WHAT YOU WILL DO:
Each line of the listing that contains the word "this" is to be copied.

(Interface markup and scripts)
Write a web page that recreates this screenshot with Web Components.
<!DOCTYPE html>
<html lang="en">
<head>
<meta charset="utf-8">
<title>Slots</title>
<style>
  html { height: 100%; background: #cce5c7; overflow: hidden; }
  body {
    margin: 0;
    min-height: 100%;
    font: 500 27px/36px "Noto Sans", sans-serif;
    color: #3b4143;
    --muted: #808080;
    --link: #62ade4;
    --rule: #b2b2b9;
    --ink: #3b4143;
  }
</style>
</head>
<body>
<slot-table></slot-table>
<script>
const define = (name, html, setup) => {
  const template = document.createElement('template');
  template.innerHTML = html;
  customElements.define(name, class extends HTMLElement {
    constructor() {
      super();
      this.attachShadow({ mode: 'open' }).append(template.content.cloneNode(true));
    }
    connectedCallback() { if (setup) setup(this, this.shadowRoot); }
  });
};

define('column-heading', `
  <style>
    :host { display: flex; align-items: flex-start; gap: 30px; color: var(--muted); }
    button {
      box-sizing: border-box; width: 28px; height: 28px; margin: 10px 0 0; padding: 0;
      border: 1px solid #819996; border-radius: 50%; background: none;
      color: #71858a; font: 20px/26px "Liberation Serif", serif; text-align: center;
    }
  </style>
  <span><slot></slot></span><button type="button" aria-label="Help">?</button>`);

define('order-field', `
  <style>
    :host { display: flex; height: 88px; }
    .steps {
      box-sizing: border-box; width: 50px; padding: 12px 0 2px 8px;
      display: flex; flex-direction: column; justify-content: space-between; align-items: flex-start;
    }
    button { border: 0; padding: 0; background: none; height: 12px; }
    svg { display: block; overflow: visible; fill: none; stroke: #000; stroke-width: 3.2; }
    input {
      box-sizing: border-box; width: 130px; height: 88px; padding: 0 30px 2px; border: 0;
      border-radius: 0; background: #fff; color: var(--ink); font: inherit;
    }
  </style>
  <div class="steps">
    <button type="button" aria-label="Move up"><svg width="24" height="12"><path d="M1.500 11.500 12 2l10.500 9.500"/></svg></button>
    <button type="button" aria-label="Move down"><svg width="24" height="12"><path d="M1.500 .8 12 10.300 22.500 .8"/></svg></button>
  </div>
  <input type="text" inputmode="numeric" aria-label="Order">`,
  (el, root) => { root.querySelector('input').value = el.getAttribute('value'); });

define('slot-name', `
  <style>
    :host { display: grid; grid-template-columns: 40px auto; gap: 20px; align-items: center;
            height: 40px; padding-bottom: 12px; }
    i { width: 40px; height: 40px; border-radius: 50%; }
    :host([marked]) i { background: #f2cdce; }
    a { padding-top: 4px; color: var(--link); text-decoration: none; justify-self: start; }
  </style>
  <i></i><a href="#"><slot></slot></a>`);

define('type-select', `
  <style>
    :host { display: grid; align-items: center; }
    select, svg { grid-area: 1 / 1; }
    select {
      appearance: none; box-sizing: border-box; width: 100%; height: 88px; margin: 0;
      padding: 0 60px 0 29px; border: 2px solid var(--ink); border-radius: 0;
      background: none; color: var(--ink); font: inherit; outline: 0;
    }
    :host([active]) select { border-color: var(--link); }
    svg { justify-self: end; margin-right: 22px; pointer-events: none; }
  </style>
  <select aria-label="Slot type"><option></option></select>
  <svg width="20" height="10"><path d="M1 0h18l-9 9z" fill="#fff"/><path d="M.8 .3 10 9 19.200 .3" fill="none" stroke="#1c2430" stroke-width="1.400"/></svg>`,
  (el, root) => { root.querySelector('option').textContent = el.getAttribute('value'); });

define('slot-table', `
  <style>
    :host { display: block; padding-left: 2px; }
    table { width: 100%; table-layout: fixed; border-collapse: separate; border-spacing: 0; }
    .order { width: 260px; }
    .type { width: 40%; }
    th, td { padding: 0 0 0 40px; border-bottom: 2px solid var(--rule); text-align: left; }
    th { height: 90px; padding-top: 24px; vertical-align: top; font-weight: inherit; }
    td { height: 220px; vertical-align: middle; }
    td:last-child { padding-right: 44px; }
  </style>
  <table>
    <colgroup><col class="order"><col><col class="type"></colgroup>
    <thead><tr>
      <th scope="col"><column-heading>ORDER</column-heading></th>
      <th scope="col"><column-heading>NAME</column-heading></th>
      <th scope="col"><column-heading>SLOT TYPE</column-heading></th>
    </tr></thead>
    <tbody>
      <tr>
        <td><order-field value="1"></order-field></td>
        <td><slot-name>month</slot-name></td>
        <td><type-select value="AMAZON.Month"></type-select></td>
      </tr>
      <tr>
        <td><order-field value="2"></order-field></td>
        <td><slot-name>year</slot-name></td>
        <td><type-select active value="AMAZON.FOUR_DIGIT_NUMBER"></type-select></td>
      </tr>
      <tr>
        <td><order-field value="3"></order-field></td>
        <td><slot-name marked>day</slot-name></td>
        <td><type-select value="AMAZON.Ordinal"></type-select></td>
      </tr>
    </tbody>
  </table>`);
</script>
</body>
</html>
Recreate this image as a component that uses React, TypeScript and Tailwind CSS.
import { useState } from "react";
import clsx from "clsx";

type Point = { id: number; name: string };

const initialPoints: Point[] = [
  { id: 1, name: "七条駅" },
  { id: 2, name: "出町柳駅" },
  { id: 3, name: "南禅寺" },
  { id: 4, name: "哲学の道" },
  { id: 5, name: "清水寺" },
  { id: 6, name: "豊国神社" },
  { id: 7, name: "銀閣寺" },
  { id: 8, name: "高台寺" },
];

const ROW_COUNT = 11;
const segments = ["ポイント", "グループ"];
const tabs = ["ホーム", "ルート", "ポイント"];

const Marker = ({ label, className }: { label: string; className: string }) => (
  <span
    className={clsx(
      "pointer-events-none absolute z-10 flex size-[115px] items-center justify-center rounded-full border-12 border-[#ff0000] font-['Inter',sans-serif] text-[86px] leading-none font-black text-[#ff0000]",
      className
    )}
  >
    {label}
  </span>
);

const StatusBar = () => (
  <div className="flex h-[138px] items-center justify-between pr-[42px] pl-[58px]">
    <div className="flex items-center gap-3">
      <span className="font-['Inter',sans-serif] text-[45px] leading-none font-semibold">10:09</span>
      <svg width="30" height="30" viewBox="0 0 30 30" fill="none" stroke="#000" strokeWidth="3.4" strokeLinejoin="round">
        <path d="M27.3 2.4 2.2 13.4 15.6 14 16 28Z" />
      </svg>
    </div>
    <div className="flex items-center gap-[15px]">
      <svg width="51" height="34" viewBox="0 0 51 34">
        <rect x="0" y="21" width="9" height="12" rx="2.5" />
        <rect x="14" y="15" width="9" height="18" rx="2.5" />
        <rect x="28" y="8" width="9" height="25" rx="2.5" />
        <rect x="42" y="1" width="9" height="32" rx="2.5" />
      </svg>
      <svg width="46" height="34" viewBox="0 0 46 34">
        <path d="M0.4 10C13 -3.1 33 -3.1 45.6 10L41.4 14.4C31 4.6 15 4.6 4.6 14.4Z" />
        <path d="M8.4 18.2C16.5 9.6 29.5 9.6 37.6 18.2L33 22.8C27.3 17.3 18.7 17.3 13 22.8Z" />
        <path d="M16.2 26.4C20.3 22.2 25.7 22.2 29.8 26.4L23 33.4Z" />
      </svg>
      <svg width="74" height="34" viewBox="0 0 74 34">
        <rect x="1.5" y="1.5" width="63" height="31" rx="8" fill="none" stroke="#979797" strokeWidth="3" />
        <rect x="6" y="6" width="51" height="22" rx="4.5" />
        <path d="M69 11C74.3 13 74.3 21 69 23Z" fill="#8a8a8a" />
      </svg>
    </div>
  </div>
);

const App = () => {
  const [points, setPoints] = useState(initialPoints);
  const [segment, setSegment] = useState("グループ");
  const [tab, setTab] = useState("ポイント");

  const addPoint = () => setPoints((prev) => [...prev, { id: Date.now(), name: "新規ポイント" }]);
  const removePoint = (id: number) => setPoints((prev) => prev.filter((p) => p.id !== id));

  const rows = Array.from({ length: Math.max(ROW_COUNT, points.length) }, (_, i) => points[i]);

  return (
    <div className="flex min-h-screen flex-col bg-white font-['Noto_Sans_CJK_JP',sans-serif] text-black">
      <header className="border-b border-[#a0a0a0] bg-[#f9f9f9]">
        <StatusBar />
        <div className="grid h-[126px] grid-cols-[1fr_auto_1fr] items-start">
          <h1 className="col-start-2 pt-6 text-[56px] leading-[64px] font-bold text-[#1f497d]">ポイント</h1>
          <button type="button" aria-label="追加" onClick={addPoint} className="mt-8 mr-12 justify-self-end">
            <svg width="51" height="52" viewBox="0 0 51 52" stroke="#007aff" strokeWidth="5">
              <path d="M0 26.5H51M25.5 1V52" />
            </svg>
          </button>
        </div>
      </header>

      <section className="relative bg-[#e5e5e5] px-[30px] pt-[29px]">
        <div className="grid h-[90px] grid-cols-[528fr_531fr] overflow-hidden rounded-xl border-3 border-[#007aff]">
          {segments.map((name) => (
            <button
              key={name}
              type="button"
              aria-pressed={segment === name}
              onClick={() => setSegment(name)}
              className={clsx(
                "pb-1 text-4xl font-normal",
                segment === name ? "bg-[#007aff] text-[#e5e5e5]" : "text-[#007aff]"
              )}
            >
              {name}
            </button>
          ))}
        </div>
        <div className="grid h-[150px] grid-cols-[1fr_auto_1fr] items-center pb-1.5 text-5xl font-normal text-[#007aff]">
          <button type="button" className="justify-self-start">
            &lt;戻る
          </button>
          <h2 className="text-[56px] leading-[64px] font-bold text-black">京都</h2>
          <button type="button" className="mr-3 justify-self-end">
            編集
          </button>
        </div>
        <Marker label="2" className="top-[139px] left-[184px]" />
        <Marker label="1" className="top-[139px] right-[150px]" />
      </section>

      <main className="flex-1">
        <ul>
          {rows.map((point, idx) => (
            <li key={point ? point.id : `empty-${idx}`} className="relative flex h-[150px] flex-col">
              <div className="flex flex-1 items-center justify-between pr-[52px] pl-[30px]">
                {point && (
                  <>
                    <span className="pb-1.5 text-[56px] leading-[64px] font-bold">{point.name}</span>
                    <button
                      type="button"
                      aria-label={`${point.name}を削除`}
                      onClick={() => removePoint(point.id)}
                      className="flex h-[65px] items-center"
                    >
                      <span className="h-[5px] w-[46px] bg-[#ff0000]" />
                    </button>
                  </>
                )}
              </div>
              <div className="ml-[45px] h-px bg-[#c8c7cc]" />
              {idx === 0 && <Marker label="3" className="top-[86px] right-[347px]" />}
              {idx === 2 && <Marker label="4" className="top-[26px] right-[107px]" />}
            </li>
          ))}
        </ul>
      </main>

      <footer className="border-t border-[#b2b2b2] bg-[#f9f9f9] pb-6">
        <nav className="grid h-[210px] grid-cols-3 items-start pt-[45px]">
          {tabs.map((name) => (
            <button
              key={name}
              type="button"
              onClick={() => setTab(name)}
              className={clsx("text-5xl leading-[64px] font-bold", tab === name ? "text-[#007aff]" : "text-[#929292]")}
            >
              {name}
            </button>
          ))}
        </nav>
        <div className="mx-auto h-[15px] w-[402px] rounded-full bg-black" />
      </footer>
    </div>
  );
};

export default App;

TASK RESULT:
Write a web page that recreates this screenshot with Web Components.
      this.attachShadow({ mode: 'open' }).append(template.content.cloneNode(true));
    connectedCallback() { if (setup) setup(this, this.shadowRoot); }
Recreate this image as a component that uses React, TypeScript and Tailwind CSS.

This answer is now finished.